Rows from a dataset of pages and code

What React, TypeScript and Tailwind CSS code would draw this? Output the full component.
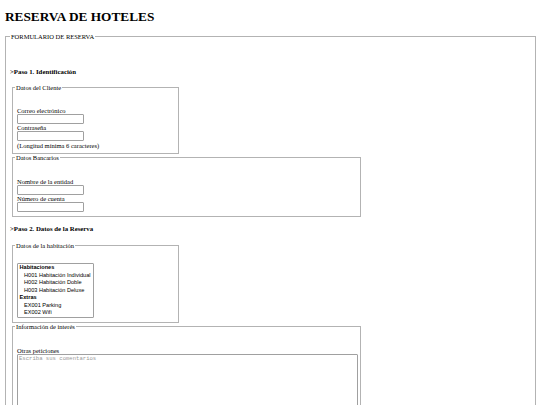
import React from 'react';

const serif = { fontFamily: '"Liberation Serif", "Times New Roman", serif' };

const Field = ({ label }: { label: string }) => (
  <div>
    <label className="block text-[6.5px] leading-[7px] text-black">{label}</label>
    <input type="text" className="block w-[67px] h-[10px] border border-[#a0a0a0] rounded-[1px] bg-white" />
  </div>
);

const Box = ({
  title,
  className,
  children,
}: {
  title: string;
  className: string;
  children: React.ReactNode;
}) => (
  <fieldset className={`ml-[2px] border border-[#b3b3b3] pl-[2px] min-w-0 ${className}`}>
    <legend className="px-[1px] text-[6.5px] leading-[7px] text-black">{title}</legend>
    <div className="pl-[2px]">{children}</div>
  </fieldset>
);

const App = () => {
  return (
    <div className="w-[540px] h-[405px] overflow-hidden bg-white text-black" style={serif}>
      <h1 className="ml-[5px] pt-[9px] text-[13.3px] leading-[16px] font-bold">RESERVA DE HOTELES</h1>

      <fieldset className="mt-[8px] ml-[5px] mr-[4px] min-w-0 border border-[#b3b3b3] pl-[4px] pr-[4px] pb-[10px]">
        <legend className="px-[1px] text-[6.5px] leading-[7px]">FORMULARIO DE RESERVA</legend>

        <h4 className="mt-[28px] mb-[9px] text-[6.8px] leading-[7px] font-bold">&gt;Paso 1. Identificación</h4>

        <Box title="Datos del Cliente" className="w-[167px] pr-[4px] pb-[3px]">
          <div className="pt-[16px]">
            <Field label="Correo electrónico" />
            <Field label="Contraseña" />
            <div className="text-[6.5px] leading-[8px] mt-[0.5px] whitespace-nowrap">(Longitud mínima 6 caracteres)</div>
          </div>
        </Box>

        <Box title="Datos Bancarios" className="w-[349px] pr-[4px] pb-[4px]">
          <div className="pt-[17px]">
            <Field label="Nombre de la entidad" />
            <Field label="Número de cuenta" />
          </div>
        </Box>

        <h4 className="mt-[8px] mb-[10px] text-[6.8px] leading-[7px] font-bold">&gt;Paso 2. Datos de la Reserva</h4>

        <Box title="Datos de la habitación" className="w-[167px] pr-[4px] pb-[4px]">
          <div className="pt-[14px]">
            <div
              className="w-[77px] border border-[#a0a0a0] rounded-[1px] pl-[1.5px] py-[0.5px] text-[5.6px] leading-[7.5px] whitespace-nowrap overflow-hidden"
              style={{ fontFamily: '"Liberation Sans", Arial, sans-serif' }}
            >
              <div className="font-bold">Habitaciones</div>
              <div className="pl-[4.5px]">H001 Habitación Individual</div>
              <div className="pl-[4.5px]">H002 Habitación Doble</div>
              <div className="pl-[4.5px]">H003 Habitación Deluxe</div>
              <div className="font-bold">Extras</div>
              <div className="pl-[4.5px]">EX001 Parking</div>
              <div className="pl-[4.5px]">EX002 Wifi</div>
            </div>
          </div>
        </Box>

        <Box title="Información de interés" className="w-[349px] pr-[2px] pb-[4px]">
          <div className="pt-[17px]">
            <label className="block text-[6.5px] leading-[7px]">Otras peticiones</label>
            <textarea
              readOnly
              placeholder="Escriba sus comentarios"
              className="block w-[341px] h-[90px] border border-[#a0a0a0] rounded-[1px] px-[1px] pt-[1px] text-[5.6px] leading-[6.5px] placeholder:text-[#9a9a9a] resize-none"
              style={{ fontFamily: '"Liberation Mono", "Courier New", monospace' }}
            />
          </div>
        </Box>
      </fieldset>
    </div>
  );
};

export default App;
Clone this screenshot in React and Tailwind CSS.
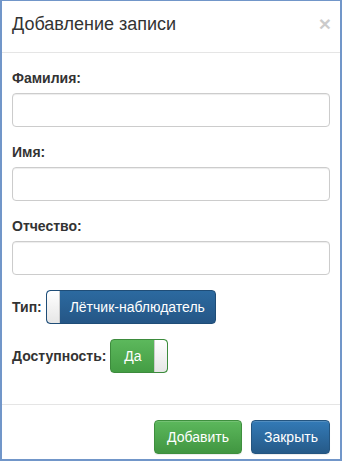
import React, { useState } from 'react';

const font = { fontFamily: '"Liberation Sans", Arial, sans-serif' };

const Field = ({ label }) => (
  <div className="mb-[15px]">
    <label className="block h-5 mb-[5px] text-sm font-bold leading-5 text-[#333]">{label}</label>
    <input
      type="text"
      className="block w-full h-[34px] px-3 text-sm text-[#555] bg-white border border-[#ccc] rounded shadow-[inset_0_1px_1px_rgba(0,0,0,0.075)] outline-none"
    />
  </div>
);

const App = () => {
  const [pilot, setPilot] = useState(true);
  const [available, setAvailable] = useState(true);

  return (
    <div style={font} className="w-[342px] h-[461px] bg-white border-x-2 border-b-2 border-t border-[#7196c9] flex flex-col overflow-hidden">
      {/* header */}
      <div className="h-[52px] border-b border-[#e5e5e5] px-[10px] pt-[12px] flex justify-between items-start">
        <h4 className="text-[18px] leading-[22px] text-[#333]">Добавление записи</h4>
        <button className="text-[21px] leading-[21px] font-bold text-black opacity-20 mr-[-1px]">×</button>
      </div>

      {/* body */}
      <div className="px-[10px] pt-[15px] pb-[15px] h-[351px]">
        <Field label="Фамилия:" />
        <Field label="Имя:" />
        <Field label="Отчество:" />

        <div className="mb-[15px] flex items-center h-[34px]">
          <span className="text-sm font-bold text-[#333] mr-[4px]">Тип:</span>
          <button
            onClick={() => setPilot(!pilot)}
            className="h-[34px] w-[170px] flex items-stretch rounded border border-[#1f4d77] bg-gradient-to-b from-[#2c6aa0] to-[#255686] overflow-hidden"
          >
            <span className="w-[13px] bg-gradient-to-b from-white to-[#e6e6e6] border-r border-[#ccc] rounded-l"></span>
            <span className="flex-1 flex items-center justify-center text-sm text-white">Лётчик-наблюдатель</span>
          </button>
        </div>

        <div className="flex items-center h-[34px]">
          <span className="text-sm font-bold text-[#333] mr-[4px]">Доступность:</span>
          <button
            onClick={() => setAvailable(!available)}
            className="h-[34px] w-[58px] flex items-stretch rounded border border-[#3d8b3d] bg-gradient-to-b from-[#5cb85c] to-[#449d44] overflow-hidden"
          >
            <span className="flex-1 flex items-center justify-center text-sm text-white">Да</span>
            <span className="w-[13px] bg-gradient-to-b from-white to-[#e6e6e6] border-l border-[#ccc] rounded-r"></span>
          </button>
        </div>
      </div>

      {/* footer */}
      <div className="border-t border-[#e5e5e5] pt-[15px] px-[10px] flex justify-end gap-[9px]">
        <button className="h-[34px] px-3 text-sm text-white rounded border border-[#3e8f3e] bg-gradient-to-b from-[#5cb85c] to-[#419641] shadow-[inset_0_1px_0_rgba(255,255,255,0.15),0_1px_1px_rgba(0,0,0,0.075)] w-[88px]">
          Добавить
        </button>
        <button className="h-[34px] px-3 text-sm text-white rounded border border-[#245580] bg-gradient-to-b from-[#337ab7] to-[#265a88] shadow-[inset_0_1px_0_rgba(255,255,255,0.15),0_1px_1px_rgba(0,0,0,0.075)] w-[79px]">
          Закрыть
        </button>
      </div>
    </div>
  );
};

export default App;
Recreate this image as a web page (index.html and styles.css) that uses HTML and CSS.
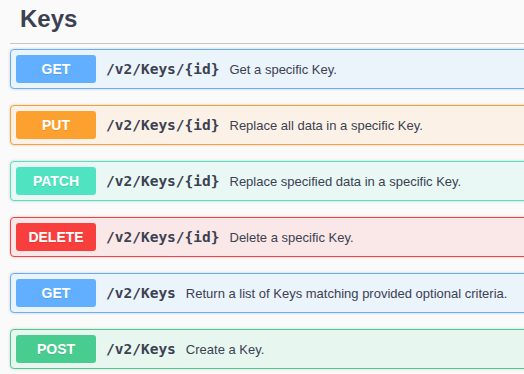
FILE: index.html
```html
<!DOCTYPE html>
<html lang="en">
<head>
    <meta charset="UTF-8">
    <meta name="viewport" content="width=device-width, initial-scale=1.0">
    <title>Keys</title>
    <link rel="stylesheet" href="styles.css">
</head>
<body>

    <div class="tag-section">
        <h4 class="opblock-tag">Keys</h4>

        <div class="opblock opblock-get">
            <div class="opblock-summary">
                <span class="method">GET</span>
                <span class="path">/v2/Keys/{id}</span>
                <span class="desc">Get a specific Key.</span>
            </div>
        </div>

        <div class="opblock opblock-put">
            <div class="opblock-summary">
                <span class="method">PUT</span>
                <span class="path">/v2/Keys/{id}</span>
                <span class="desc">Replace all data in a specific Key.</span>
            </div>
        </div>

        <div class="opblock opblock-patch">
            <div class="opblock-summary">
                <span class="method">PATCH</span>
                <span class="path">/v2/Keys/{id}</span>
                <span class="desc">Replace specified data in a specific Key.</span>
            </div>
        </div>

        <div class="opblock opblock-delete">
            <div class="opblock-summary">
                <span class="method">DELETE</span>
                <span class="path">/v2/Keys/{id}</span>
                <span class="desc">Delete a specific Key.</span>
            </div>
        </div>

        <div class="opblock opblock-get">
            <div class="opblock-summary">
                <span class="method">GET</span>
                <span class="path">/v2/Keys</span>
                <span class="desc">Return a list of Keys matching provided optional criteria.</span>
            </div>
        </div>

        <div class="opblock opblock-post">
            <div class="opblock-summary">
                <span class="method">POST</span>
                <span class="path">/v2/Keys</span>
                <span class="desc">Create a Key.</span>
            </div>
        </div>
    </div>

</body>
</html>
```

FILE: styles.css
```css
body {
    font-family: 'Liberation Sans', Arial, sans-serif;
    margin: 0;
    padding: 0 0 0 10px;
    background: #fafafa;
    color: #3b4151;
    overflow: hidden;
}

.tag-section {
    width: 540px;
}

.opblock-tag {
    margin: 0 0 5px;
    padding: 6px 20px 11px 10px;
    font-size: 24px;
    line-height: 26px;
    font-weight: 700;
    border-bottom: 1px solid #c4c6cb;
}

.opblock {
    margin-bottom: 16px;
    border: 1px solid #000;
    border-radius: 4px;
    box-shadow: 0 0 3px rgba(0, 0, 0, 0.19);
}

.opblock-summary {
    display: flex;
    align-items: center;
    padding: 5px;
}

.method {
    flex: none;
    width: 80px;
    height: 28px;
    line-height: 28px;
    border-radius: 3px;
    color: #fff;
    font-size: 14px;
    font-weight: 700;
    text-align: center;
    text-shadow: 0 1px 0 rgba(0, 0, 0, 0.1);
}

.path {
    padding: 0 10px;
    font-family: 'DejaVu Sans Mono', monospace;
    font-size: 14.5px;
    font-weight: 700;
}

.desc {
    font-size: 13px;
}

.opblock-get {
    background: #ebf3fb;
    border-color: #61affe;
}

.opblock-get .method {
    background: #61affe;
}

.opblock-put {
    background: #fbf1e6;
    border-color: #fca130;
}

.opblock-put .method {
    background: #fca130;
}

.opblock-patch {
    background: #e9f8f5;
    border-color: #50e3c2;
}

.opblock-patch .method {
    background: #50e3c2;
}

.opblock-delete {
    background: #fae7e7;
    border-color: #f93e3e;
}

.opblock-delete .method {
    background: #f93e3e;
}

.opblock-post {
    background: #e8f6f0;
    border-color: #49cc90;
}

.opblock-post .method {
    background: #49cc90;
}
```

PROBLEM TO SOLVE:
Reply with one number: the count of lines in the entries that include the word "this".

WRITTEN RESPONSE:
3